EXERCISE AIM:
An exact copy of all the data is required, with pictures left out.

++++++

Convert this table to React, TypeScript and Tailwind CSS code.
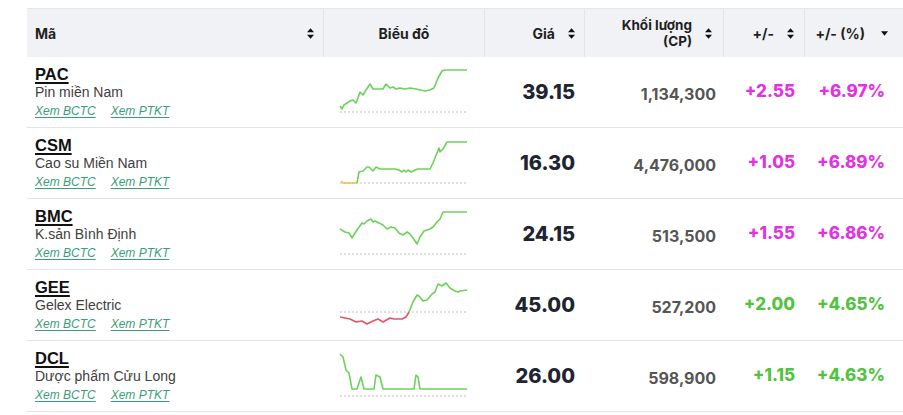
import React from "react";

type Seg = { color: string; pts: string };

type Row = {
  code: string;
  name: string;
  price: string;
  volume: string;
  change: string;
  pct: string;
  up: "ceil" | "up";
  base: number;
  segs: Seg[];
};

const GREEN = "#6dd15c";
const RED = "#e9536a";
const YELLOW = "#f2c230";

const rows: Row[] = [
  {
    code: "PAC",
    name: "Pin miền Nam",
    price: "39.15",
    volume: "1,134,300",
    change: "+2.55",
    pct: "+6.97%",
    up: "ceil",
    base: 47,
    segs: [
      {
        color: GREEN,
        pts: "1,41 3,44 5,40 8,38 11,36 14,35 17,38 19,33 21,27 24,30 27,25 31,19 34,24 44,24 47,19 51,23 54,22 57,24 61,23 66,24 71,23 77,24 81,25 86,26 91,25 95,23 99,13 103,6 106,5 128,5",
      },
    ],
  },
  {
    code: "CSM",
    name: "Cao su Miền Nam",
    price: "16.30",
    volume: "4,476,000",
    change: "+1.05",
    pct: "+6.89%",
    up: "ceil",
    base: 47,
    segs: [
      { color: YELLOW, pts: "2,45 4,47 18,47" },
      {
        color: GREEN,
        pts: "18,47 20,36 24,35 28,31 30,31 34,35 37,31 41,33 51,33 56,33 60,34 63,36 65,34 67,36 69,34 72,36 76,34 79,33 91,33 94,27 98,17 100,12 101,16 104,13 108,6 128,6",
      },
    ],
  },
  {
    code: "BMC",
    name: "K.sản Bình Định",
    price: "24.15",
    volume: "513,500",
    change: "+1.55",
    pct: "+6.86%",
    up: "ceil",
    base: 47,
    segs: [
      {
        color: GREEN,
        pts: "1,22 6,25 10,26 13,31 18,23 23,16 25,17 28,14 32,12 34,15 36,14 40,16 44,18 48,22 52,20 56,21 60,26 64,28 68,25 71,27 74,31 78,37 81,30 85,24 91,22 94,20 98,15 101,12 104,5 128,5",
      },
    ],
  },
  {
    code: "GEE",
    name: "Gelex Electric",
    price: "45.00",
    volume: "527,200",
    change: "+2.00",
    pct: "+4.65%",
    up: "up",
    base: 34,
    segs: [
      {
        color: RED,
        pts: "1,39 6,40 11,41 17,44 23,43 28,46 34,43 39,41 44,44 51,40 55,41 63,41 67,39 70,34",
      },
      {
        color: GREEN,
        pts: "70,34 74,24 78,17 80,18 84,23 88,22 93,16 96,14 99,6 103,8 107,5 111,10 116,13 119,14 121,13 128,12",
      },
    ],
  },
  {
    code: "DCL",
    name: "Dược phẩm Cửu Long",
    price: "26.00",
    volume: "598,900",
    change: "+1.15",
    pct: "+4.63%",
    up: "up",
    base: 47,
    segs: [
      {
        color: GREEN,
        pts: "1,5 4,8 7,21 10,24 13,40 18,40 22,28 25,40 35,40 37,26 41,28 44,40 75,40 77,26 79,28 81,40 128,40",
      },
    ],
  },
];

const SortIcon = () => (
  <svg viewBox="0 0 8 12" className="w-[7px] h-[11px] shrink-0">
    <polygon points="4,0 8,4.6 0,4.6" fill="#111" />
    <polygon points="0,7.4 8,7.4 4,12" fill="#111" />
  </svg>
);

const Caret = () => (
  <svg viewBox="0 0 8 5" className="w-[7px] h-[5px] shrink-0">
    <polygon points="0,0 8,0 4,5" fill="#111" />
  </svg>
);

const Spark = ({ row }: { row: Row }) => (
  <svg width="130" height="50" viewBox="0 0 130 50">
    <line x1="1" y1={row.base} x2="129" y2={row.base} stroke="#bdbdbd" strokeWidth="1" strokeDasharray="2 2" />
    {row.segs.map((s, i) => (
      <polyline key={i} points={s.pts} fill="none" stroke={s.color} strokeWidth="1.6" strokeLinejoin="round" />
    ))}
  </svg>
);

const cols = "grid grid-cols-[297px_161px_100px_139px_81px_89px]";

export default function App() {
  return (
    <div className="bg-white w-[903px] h-[415px] overflow-hidden pt-2 pl-[27px] font-['Inter',sans-serif]">
      <div className={`${cols} h-[49px] bg-[#f0f2f5] border-t border-[#e3e6ea] text-[14px] font-bold text-[#1f1f1f]`}>
        <div className="flex items-center justify-between pl-2 pr-[9px] border-r border-[#e1e4e8]">
          <span>Mã</span>
          <SortIcon />
        </div>
        <div className="flex items-center justify-center border-r border-[#e1e4e8]">Biểu đồ</div>
        <div className="flex items-center justify-end gap-[13px] pr-[9px] border-r border-[#e1e4e8]">
          <span>Giá</span>
          <SortIcon />
        </div>
        <div className="flex items-center justify-end gap-[13px] pr-[11px] border-r border-[#e1e4e8]">
          <div className="flex flex-col items-end text-[13.5px] leading-[16px]">
            <span>Khối lượng</span>
            <span>(CP)</span>
          </div>
          <SortIcon />
        </div>
        <div className="flex items-center justify-end gap-[13px] pr-[10px] border-r border-[#e1e4e8]">
          <span>+/-</span>
          <SortIcon />
        </div>
        <div className="flex items-center justify-end gap-4 pr-[6px]">
          <span>+/- (%)</span>
          <Caret />
        </div>
      </div>

      {rows.map((r) => {
        const color = r.up === "ceil" ? "text-[#e332e3]" : "text-[#52c33f]";
        return (
          <div key={r.code} className={`${cols} h-[71px] border-b border-[#e3e3e3]`}>
            <div className="pl-2 pt-[8px] font-['Liberation_Sans',Arial,sans-serif]">
              <div className="text-[16.5px] leading-[18px] font-bold text-[#111] underline underline-offset-[2px] decoration-2">
                {r.code}
              </div>
              <div className="mt-[1px] text-[14px] leading-[16px] text-[#404040]">{r.name}</div>
              <div className="mt-[4px] flex gap-[15px] text-[12px] leading-[14px] italic text-[#3a9e78] underline underline-offset-2">
                <span>Xem BCTC</span>
                <span>Xem PTKT</span>
              </div>
            </div>
            <div className="pl-[15px] pt-2">
              <Spark row={r} />
            </div>
            <div className="flex items-center justify-end pr-[10px] text-[20px] font-extrabold text-[#1e2430]">{r.price}</div>
            <div className="flex items-center justify-end pr-2 pt-[3px] text-[16px] font-bold text-[#555]">{r.volume}</div>
            <div className={`flex items-center justify-end pr-[10px] text-[17px] font-extrabold ${color}`}>{r.change}</div>
            <div className={`flex items-center justify-end pr-[9px] text-[17px] font-extrabold ${color}`}>{r.pct}</div>
          </div>
        );
      })}
    </div>
  );
}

++++++

WORKED ANSWER:
Convert this table to React, TypeScript and Tailwind CSS code.
import React from "react";

type Seg = { color: string; pts: string };

type Row = {
  code: string;
  name: string;
  price: string;
  volume: string;
  change: string;
  pct: string;
  up: "ceil" | "up";
  base: number;
  segs: Seg[];
};

const GREEN = "#6dd15c";
const RED = "#e9536a";
const YELLOW = "#f2c230";

const rows: Row[] = [
  {
    code: "PAC",
    name: "Pin miền Nam",
    price: "39.15",
    volume: "1,134,300",
    change: "+2.55",
    pct: "+6.97%",
    up: "ceil",
    base: 47,
    segs: [
      {
        color: GREEN,
        pts: "1,41 3,44 5,40 8,38 11,36 14,35 17,38 19,33 21,27 24,30 27,25 31,19 34,24 44,24 47,19 51,23 54,22 57,24 61,23 66,24 71,23 77,24 81,25 86,26 91,25 95,23 99,13 103,6 106,5 128,5",
      },
    ],
  },
  {
    code: "CSM",
    name: "Cao su Miền Nam",
    price: "16.30",
    volume: "4,476,000",
    change: "+1.05",
    pct: "+6.89%",
    up: "ceil",
    base: 47,
    segs: [
      { color: YELLOW, pts: "2,45 4,47 18,47" },
      {
        color: GREEN,
        pts: "18,47 20,36 24,35 28,31 30,31 34,35 37,31 41,33 51,33 56,33 60,34 63,36 65,34 67,36 69,34 72,36 76,34 79,33 91,33 94,27 98,17 100,12 101,16 104,13 108,6 128,6",
      },
    ],
  },
  {
    code: "BMC",
    name: "K.sản Bình Định",
    price: "24.15",
    volume: "513,500",
    change: "+1.55",
    pct: "+6.86%",
    up: "ceil",
    base: 47,
    segs: [
      {
        color: GREEN,
        pts: "1,22 6,25 10,26 13,31 18,23 23,16 25,17 28,14 32,12 34,15 36,14 40,16 44,18 48,22 52,20 56,21 60,26 64,28 68,25 71,27 74,31 78,37 81,30 85,24 91,22 94,20 98,15 101,12 104,5 128,5",
      },
    ],
  },
  {
    code: "GEE",
    name: "Gelex Electric",
    price: "45.00",
    volume: "527,200",
    change: "+2.00",
    pct: "+4.65%",
    up: "up",
    base: 34,
    segs: [
      {
        color: RED,
        pts: "1,39 6,40 11,41 17,44 23,43 28,46 34,43 39,41 44,44 51,40 55,41 63,41 67,39 70,34",
      },
      {
        color: GREEN,
        pts: "70,34 74,24 78,17 80,18 84,23 88,22 93,16 96,14 99,6 103,8 107,5 111,10 116,13 119,14 121,13 128,12",
      },
    ],
  },
  {
    code: "DCL",
    name: "Dược phẩm Cửu Long",
    price: "26.00",
    volume: "598,900",
    change: "+1.15",
    pct: "+4.63%",
    up: "up",
    base: 47,
    segs: [
      {
        color: GREEN,
        pts: "1,5 4,8 7,21 10,24 13,40 18,40 22,28 25,40 35,40 37,26 41,28 44,40 75,40 77,26 79,28 81,40 128,40",
      },
    ],
  },
];

const SortIcon = () => (
  <svg viewBox="0 0 8 12" className="w-[7px] h-[11px] shrink-0">
    <polygon points="4,0 8,4.6 0,4.6" fill="#111" />
    <polygon points="0,7.4 8,7.4 4,12" fill="#111" />
  </svg>
);

const Caret = () => (
  <svg viewBox="0 0 8 5" className="w-[7px] h-[5px] shrink-0">
    <polygon points="0,0 8,0 4,5" fill="#111" />
  </svg>
);

const Spark = ({ row }: { row: Row }) => (
  <svg width="130" height="50" viewBox="0 0 130 50">
    <line x1="1" y1={row.base} x2="129" y2={row.base} stroke="#bdbdbd" strokeWidth="1" strokeDasharray="2 2" />
    {row.segs.map((s, i) => (
      <polyline key={i} points={s.pts} fill="none" stroke={s.color} strokeWidth="1.6" strokeLinejoin="round" />
    ))}
  </svg>
);

const cols = "grid grid-cols-[297px_161px_100px_139px_81px_89px]";

export default function App() {
  return (
    <div className="bg-white w-[903px] h-[415px] overflow-hidden pt-2 pl-[27px] font-['Inter',sans-serif]">
      <div className={`${cols} h-[49px] bg-[#f0f2f5] border-t border-[#e3e6ea] text-[14px] font-bold text-[#1f1f1f]`}>
        <div className="flex items-center justify-between pl-2 pr-[9px] border-r border-[#e1e4e8]">
          <span>Mã</span>
          <SortIcon />
        </div>
        <div className="flex items-center justify-center border-r border-[#e1e4e8]">Biểu đồ</div>
        <div className="flex items-center justify-end gap-[13px] pr-[9px] border-r border-[#e1e4e8]">
          <span>Giá</span>
          <SortIcon />
        </div>
        <div className="flex items-center justify-end gap-[13px] pr-[11px] border-r border-[#e1e4e8]">
          <div className="flex flex-col items-end text-[13.5px] leading-[16px]">
            <span>Khối lượng</span>
            <span>(CP)</span>
          </div>
          <SortIcon />
        </div>
        <div className="flex items-center justify-end gap-[13px] pr-[10px] border-r border-[#e1e4e8]">
          <span>+/-</span>
          <SortIcon />
        </div>
        <div className="flex items-center justify-end gap-4 pr-[6px]">
          <span>+/- (%)</span>
          <Caret />
        </div>
      </div>

      {rows.map((r) => {
        const color = r.up === "ceil" ? "text-[#e332e3]" : "text-[#52c33f]";
        return (
          <div key={r.code} className={`${cols} h-[71px] border-b border-[#e3e3e3]`}>
            <div className="pl-2 pt-[8px] font-['Liberation_Sans',Arial,sans-serif]">
              <div className="text-[16.5px] leading-[18px] font-bold text-[#111] underline underline-offset-[2px] decoration-2">
                {r.code}
              </div>
              <div className="mt-[1px] text-[14px] leading-[16px] text-[#404040]">{r.name}</div>
              <div className="mt-[4px] flex gap-[15px] text-[12px] leading-[14px] italic text-[#3a9e78] underline underline-offset-2">
                <span>Xem BCTC</span>
                <span>Xem PTKT</span>
              </div>
            </div>
            <div className="pl-[15px] pt-2">
              <Spark row={r} />
            </div>
            <div className="flex items-center justify-end pr-[10px] text-[20px] font-extrabold text-[#1e2430]">{r.price}</div>
            <div className="flex items-center justify-end pr-2 pt-[3px] text-[16px] font-bold text-[#555]">{r.volume}</div>
            <div className={`flex items-center justify-end pr-[10px] text-[17px] font-extrabold ${color}`}>{r.change}</div>
            <div className={`flex items-center justify-end pr-[9px] text-[17px] font-extrabold ${color}`}>{r.pct}</div>
          </div>
        );
      })}
    </div>
  );
}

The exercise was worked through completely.